# Does every target have an automatic cart pusher?



## Target Cart Man (Feb 4, 2021)

So I know that all Target’s have carts and “front of store attendants”, right? So when I first started, our cart pushing machine sat in the corner, broken. The cart attendant at the time just said yeah it stopped working awhile ago so we just push carts manually. The senior cart people at the time just said yeah, it would cost someone at the top too much money to fix the machine, so we just keep pushing. Within about a month of me being here I was the most senior cart attendant. All the other people just said they were over worked and under appreciated, and one by one, they quit.
So just recently, our leaders have been really hard on us about pushing no more than 7 carts at a time because of the “district manager”. Anyone that has ever pushed carts without the machine knows pushing 7 at a time makes the night a lot longer. I guess my question is, has anyone else seen this at their targets? I will say our target community is really cliquey and definitely take advantage of younger people/ people they know can’t do anything about it. Any opinions?


----------



## sunnydays (Feb 4, 2021)

ours broke. we got it replaced


----------



## Hardlinesmaster (Feb 4, 2021)

Tell your pmt about it.


----------



## Rarejem (Feb 4, 2021)

7 carts is the limit for any team member to push manually.  If you are pushing more and get hurt, there could be consequences that you wouldn't really like. Red tag the cart pusher and let your pmt know.  Once it's repaired, insist that you and other regulars get trained.


----------



## Anelmi (Feb 4, 2021)

We don’t use the cart pusher. Our cart attendants prefer to do it by hand.


----------



## allnew2 (Feb 4, 2021)

Have your setl do a my support so the pml gets to see it as well as his boss to justify the work


----------



## Signing6666 (Feb 4, 2021)

You can submit a mysupport yourself on a zebra using the myhelp app. Choose the building and equipment button and answer the prompts.


----------



## Rarejem (Feb 4, 2021)

We have cart attendants that prefer to push manually.  In my opinion, this should not be acceptable.  Too much time that could be used more productively is used when we have the technology to be efficient.  Would it be acceptable for a GM team member to carry individual boxes up a ladder to put them on a pallet in the steel because they prefer to? For a Style tm to carry out bras 7 at a time rather than use a z rack because they prefer to?  Absolutely not.  Why is the CA allowed to essentially waste time and payroll in this way?


----------



## sunnydays (Feb 4, 2021)

Rarejem said:


> We have cart attendants that prefer to push manually.  In my opinion, this should not be acceptable.  Too much time that could be used more productively is used when we have the technology to be efficient.  Would it be acceptable for a GM team member to carry individual boxes up a ladder to put them on a pallet in the steel because they prefer to? For a Style tm to carry out bras 7 at a time rather than use a z rack because they prefer to?  Absolutely not.  Why is the CA allowed to essentially waste time and payroll in this way?

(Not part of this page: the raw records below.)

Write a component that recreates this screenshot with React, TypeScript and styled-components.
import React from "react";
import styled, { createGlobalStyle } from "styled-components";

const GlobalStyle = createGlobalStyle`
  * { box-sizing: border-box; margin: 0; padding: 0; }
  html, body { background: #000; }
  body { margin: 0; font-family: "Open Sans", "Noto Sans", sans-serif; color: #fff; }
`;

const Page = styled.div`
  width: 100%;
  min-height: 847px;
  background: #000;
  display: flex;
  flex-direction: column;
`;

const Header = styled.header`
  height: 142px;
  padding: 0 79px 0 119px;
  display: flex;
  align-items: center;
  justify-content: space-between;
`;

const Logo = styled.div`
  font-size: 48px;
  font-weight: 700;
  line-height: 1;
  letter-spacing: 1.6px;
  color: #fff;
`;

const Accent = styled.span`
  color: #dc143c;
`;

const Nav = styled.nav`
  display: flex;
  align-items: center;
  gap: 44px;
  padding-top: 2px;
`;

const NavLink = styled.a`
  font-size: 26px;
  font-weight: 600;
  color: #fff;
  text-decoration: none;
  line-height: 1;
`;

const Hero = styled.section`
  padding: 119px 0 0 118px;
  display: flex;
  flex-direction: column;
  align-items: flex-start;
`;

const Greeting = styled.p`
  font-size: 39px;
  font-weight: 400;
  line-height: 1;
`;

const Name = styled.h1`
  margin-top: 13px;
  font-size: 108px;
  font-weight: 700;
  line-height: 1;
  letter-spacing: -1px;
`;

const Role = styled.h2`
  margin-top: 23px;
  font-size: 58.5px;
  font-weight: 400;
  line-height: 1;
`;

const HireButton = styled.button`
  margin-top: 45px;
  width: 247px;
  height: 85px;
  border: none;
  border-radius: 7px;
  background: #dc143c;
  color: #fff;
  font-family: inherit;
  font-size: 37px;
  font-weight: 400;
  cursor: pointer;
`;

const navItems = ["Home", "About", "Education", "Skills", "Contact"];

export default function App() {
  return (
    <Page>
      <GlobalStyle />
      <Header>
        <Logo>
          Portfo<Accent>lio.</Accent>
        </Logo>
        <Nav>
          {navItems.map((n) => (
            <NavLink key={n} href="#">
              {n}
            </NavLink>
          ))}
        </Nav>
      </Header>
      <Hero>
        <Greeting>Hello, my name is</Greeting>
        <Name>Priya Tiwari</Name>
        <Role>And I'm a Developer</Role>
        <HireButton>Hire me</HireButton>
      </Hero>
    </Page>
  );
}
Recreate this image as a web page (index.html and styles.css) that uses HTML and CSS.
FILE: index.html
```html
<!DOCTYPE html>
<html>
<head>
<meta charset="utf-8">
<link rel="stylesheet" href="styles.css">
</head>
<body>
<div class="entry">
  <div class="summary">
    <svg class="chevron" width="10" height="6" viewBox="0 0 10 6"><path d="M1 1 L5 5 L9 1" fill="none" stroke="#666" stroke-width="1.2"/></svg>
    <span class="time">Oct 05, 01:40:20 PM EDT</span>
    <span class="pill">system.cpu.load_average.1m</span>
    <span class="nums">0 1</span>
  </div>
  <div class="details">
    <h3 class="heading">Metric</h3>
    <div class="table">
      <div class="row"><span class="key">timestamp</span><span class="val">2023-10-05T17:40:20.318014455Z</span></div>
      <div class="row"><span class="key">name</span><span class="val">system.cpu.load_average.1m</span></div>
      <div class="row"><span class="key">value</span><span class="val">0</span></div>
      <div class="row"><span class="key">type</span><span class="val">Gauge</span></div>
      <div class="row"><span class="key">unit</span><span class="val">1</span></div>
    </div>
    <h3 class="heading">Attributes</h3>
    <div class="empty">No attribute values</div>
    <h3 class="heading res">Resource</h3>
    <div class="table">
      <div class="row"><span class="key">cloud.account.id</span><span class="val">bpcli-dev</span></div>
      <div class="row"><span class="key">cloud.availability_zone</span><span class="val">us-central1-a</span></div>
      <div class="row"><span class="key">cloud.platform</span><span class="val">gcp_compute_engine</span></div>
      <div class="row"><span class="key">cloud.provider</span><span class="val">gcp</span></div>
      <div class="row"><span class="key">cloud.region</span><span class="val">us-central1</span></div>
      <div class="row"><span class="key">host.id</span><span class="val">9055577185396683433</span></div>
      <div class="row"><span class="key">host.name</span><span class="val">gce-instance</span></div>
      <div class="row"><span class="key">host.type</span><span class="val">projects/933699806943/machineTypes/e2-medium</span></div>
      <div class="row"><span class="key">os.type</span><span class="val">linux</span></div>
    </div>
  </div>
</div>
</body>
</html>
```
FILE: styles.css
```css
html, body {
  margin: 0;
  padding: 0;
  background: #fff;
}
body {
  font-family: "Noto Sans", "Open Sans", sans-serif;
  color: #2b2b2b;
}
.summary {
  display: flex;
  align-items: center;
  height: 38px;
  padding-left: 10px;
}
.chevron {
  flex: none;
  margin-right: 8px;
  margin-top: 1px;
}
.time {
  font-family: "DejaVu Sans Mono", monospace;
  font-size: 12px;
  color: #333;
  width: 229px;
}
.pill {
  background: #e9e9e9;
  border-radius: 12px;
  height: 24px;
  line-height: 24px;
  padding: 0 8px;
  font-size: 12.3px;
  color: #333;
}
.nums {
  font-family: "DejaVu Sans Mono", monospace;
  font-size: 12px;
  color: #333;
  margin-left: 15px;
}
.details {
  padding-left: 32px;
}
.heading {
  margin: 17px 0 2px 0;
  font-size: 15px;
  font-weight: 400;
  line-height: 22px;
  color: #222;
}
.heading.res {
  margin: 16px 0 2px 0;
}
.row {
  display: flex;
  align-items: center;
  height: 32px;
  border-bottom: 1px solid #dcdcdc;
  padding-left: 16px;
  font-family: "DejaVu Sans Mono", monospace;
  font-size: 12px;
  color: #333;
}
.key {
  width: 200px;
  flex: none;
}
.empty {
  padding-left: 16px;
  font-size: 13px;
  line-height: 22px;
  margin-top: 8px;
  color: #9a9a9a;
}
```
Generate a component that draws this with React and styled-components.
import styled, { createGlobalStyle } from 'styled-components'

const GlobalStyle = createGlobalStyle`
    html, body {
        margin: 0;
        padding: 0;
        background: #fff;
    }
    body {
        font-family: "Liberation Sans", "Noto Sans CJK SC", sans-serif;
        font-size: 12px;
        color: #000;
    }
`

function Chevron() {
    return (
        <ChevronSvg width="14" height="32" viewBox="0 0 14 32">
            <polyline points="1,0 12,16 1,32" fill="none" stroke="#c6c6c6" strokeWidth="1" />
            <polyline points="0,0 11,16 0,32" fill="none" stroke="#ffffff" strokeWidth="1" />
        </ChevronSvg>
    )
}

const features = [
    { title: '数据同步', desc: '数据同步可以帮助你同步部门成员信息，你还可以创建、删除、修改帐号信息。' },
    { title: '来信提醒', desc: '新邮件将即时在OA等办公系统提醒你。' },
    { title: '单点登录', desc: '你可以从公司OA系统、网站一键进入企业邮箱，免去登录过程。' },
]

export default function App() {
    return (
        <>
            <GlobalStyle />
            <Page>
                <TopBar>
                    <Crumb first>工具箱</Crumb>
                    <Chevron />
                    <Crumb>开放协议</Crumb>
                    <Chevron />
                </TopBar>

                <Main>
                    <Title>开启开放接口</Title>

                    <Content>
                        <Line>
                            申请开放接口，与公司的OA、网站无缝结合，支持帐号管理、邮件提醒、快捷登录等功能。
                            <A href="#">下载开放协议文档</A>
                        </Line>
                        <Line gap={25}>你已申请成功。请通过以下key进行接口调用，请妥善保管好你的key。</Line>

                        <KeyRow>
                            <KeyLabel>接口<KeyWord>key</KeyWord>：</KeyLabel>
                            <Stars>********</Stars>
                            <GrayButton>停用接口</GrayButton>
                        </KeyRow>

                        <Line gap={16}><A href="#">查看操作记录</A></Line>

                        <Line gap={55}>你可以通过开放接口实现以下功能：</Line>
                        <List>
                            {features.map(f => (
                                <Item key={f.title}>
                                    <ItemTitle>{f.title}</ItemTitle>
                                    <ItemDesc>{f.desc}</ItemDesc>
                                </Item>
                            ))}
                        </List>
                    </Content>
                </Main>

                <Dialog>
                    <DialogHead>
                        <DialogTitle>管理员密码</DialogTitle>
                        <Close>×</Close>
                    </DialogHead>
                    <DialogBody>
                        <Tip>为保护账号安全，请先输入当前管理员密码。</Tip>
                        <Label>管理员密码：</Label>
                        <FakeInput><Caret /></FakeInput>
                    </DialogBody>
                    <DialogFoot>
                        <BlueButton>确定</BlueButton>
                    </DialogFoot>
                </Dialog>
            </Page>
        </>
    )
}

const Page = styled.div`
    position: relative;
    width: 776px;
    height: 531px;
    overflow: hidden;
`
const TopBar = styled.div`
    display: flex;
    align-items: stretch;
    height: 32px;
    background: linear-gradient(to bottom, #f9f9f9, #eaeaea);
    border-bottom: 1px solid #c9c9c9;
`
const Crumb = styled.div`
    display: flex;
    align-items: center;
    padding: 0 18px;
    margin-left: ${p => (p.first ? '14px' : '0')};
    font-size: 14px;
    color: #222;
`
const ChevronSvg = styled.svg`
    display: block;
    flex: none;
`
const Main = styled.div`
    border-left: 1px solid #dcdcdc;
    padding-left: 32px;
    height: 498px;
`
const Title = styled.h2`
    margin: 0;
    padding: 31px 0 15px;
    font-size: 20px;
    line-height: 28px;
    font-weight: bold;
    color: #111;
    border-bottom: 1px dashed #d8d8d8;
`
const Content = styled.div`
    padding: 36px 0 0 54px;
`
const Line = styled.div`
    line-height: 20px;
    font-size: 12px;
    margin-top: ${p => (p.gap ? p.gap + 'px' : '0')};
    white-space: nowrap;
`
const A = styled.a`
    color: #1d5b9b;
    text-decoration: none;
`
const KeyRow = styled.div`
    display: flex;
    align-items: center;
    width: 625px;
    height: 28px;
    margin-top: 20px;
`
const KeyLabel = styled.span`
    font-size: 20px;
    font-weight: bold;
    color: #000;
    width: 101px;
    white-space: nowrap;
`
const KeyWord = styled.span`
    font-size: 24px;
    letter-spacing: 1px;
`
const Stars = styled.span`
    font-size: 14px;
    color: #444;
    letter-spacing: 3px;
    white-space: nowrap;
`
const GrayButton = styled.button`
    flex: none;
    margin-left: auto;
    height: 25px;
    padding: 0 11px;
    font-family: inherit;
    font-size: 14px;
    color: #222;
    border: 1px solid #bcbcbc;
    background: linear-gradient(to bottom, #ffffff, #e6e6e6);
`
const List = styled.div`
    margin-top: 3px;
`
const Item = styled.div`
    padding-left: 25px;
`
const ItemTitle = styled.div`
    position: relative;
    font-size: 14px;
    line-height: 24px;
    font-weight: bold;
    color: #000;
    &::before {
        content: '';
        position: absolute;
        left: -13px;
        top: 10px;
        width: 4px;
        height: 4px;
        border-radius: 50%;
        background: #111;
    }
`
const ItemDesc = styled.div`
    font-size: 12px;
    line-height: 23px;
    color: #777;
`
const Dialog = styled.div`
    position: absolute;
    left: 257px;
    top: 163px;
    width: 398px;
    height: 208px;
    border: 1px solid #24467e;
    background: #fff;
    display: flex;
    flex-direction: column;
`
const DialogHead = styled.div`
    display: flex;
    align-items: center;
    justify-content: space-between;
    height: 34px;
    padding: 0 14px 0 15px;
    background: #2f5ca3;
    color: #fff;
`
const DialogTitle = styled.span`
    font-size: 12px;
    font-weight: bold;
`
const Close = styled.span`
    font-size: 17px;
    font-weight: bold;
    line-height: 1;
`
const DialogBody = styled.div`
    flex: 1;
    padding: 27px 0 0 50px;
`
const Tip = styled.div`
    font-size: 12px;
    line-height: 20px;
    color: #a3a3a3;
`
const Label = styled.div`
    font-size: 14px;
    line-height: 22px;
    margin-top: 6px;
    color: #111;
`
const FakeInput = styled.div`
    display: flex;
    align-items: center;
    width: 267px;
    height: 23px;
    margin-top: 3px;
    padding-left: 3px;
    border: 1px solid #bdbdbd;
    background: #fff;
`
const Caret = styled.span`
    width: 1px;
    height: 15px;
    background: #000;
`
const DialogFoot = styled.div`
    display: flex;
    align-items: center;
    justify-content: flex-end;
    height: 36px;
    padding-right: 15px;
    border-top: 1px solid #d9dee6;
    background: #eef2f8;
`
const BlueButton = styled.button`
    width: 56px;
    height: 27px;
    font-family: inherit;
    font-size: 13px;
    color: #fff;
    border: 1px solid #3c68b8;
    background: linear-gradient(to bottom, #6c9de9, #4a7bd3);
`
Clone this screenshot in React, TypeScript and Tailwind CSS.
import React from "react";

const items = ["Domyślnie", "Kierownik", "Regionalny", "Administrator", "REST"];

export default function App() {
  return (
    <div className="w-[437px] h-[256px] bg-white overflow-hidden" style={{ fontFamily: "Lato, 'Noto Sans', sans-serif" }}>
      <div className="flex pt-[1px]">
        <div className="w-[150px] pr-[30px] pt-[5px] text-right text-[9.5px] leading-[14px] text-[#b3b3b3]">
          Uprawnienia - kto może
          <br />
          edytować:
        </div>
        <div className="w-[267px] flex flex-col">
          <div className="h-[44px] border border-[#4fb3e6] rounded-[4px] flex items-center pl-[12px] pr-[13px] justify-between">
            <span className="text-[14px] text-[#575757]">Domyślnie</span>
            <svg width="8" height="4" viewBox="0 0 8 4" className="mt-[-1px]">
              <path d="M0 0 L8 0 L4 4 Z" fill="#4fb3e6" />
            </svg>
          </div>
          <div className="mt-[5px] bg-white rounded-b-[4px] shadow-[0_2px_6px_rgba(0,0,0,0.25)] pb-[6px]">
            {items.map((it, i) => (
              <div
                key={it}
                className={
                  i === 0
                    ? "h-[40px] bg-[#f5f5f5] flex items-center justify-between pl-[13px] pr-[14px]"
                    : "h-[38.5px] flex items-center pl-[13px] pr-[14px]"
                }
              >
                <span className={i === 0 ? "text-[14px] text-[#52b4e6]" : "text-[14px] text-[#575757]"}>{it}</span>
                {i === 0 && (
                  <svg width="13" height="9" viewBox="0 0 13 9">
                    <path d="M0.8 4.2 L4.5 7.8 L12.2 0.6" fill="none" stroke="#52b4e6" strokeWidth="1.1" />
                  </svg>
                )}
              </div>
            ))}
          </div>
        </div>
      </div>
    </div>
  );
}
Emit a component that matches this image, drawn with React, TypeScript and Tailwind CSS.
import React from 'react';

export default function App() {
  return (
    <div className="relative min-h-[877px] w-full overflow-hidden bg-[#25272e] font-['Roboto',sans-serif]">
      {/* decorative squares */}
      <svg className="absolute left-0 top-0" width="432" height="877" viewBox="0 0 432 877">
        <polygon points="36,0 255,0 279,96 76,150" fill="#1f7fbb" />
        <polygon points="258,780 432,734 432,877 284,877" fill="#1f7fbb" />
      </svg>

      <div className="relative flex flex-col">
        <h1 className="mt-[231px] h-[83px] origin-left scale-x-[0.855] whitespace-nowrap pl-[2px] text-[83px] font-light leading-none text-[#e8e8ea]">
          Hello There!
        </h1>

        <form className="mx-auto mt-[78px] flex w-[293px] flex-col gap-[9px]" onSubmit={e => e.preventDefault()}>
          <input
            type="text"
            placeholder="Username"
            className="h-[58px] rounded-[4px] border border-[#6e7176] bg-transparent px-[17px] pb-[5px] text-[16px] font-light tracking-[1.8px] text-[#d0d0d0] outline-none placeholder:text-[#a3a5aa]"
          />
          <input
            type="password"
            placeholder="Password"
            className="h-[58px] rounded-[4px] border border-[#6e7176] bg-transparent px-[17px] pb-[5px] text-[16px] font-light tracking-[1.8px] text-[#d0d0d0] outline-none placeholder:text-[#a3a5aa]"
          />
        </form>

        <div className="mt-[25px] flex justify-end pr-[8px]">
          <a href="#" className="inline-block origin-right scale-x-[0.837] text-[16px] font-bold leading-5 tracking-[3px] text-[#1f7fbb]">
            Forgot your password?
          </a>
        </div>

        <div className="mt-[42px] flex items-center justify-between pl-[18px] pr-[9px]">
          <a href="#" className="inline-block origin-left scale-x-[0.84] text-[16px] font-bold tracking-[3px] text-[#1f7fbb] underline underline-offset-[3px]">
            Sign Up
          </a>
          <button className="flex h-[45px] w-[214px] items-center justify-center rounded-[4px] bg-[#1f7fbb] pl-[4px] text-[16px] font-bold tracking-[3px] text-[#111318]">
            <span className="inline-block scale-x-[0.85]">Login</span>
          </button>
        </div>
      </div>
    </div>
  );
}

this is happening because the setl or etl-se has no spine

i had an attendant who didn’t want to use the cart pusher. i told him it was not a choice


----------



## IWishIKnew (Feb 4, 2021)

There is no way in hell our store could manage carts without the cart pushers (we have two, one for each side). I can guarantee my store would drop everything to fix a cart pusher if it broke--there's no way to do carts manually without having to schedule at least 3 people to handle carts alone (especially in winter, because snow).  

Have you asked your STL or ETL about it? Are you able to keep up with carts manually? I guess if they don't need carts for guests, maybe it's not a big deal to do it manually, but I can't imagine it unless it's a very small and/or urban store without as much car traffic.


----------



## DBZ (Feb 5, 2021)

We have an unused cart pusher too. People sit on it while waiting for the bus in bad weather. I'm curious, do you all have plastic or metal carts. I hate the new carts.


----------



## Ashfromoldsite (Feb 6, 2021)

I worked in a store that’s parking lot was a hill. The sd traded the cart pusher to another store for something else. Too many kids were losing carts at dc the pusher on that hill.


----------



## azure (Feb 6, 2021)

We have 3 cart pushers. Whenever one breaks it’s fixed within the next week because we are always using 2 and sometimes even all 3. What is the problem and what type of cart pusher is it? 90% of the time it’s an easy fix just nobody likes to mess with them. Not all targets have cart pushers. Some targets don’t have parking lots in the front of their store. Sometimes they are on another floor so those cart attendants have to do it by hand.


----------



## starmaster1000 (Feb 6, 2021)

I believe small-format stores are the only ones that may legitimately not have or need cart pushers.


----------



## TheaGrace (Feb 17, 2021)

Ha. Yeah no. We don’t have one at all


----------